== DATASET EXTRACT ==

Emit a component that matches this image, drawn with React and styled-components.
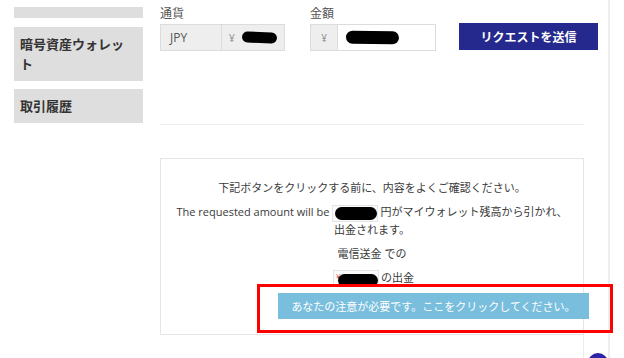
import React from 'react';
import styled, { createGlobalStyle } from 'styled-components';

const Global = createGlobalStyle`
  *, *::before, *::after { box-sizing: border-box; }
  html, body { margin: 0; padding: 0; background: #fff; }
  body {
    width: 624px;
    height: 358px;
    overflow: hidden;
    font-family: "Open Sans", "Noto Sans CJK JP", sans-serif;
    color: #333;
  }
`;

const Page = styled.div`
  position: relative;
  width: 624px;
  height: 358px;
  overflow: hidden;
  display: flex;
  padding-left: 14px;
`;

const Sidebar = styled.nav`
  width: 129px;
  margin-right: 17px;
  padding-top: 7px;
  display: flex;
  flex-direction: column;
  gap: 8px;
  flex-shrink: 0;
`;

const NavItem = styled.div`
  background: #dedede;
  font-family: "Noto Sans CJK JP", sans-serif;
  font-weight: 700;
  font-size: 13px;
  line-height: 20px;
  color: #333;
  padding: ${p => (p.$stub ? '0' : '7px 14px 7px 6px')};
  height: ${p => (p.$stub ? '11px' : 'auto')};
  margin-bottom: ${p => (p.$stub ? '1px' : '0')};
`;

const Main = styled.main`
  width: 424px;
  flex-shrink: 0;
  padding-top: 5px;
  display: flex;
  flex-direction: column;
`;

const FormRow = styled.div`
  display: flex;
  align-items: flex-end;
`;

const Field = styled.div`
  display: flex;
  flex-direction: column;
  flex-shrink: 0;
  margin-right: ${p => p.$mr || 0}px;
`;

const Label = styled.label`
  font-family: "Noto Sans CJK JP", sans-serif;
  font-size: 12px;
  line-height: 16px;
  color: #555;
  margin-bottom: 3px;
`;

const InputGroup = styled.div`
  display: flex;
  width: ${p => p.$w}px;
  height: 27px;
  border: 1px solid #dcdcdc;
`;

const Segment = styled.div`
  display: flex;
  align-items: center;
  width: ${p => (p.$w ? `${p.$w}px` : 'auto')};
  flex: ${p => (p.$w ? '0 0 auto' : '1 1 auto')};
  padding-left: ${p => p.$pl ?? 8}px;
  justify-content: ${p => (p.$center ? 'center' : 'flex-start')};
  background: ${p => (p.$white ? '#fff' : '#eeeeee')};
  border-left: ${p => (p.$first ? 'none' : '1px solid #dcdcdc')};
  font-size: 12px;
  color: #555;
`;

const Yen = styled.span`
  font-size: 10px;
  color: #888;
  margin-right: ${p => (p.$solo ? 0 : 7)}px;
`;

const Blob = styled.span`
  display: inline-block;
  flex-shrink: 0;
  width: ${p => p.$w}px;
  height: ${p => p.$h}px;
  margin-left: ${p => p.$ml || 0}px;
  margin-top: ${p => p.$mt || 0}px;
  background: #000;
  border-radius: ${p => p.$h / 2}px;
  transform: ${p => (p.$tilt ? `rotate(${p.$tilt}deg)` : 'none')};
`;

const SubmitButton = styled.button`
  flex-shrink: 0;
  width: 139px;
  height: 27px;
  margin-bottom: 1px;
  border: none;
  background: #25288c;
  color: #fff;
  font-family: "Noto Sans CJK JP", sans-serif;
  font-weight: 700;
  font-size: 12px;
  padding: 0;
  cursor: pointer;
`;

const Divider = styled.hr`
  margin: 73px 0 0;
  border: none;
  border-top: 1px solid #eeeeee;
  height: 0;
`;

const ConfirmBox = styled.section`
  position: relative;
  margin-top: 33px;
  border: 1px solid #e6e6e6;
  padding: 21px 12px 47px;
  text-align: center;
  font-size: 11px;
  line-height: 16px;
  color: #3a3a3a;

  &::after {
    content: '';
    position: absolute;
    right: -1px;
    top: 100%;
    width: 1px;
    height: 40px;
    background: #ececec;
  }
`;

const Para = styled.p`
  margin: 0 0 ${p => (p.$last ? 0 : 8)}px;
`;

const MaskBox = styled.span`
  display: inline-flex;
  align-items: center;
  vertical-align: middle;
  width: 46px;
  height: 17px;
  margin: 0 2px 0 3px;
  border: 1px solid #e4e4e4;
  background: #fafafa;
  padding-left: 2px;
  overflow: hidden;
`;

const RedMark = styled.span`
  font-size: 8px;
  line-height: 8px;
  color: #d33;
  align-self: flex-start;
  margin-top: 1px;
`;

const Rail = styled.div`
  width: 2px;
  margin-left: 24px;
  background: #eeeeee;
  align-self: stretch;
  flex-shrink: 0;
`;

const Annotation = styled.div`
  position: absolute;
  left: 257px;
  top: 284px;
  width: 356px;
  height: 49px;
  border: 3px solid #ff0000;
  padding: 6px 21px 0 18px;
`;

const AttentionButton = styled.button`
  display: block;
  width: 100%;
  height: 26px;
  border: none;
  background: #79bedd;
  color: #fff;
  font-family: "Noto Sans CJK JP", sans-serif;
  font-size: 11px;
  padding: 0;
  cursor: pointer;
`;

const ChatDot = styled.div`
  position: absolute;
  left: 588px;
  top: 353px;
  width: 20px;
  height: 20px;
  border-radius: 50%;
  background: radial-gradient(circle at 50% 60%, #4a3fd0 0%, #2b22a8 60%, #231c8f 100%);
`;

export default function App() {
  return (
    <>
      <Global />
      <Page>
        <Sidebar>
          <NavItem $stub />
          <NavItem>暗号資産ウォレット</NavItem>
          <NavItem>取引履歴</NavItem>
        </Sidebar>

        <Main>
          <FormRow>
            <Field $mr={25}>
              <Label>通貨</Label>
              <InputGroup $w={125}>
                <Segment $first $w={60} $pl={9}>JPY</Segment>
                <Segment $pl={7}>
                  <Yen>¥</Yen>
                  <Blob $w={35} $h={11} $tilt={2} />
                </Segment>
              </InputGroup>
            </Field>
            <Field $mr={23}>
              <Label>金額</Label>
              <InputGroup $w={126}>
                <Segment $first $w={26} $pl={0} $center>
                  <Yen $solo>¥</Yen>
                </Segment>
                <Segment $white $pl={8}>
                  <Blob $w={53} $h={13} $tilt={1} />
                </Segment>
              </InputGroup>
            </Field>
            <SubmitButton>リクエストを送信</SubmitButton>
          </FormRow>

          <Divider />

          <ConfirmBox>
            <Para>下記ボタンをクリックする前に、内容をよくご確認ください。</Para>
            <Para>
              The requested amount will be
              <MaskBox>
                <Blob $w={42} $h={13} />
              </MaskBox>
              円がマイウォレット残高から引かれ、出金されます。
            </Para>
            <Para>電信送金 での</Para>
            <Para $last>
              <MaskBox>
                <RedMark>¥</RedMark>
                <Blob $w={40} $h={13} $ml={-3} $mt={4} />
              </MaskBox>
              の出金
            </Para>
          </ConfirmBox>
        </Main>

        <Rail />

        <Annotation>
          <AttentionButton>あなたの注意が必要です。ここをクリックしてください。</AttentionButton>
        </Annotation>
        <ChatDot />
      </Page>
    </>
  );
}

...

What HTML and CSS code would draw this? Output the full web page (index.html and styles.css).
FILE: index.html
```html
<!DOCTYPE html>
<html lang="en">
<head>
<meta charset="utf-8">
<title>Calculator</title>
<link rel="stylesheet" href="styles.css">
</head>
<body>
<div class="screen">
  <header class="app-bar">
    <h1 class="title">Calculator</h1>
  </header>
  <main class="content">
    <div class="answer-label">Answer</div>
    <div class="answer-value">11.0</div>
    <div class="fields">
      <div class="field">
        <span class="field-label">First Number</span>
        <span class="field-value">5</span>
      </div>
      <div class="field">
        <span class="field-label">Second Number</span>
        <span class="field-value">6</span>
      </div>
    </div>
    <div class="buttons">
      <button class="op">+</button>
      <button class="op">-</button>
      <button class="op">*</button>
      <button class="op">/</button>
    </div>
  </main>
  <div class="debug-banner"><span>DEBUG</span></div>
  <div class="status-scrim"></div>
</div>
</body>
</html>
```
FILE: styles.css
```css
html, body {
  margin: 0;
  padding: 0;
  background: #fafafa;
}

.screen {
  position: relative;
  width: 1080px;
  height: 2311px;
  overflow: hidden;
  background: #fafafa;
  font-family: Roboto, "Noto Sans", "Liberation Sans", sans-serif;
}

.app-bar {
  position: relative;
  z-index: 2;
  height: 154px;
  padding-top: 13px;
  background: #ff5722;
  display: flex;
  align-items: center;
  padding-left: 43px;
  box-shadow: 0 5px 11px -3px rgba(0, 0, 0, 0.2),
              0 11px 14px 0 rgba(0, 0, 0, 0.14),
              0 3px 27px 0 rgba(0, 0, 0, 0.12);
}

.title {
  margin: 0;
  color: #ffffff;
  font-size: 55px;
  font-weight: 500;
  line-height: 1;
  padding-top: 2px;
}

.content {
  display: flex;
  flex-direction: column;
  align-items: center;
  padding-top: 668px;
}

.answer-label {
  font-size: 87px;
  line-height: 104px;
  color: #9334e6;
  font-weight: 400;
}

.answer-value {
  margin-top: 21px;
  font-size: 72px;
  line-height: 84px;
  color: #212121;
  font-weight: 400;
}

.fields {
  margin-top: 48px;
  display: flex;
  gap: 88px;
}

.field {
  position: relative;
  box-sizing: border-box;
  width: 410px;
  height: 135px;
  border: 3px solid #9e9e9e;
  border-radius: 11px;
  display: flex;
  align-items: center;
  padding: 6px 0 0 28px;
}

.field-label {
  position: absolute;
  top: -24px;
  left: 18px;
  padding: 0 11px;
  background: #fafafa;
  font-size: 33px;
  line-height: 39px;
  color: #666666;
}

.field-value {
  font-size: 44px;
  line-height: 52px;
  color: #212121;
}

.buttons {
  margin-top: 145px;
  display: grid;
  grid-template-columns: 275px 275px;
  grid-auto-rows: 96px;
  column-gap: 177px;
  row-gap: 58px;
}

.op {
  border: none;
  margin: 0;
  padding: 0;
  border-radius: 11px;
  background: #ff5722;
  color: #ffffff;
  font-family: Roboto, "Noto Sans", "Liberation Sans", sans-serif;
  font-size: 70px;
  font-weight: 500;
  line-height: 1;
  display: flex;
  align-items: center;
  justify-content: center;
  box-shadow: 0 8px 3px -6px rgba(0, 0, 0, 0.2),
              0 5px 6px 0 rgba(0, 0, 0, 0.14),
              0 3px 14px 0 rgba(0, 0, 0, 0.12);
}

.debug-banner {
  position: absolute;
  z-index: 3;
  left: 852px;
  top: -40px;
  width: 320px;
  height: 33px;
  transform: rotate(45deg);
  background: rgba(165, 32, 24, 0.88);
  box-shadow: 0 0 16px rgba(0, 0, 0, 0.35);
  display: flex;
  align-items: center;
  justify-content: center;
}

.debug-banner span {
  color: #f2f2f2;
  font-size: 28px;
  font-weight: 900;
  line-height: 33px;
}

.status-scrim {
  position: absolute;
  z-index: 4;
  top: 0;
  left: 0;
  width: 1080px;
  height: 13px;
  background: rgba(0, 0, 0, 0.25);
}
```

== STATED PROBLEM ==
Using the records above, copy each line that contains "styles".

== PROBLEM SOLUTION ==
What HTML and CSS code would draw this? Output the full web page (index.html and styles.css).
<link rel="stylesheet" href="styles.css">
FILE: styles.css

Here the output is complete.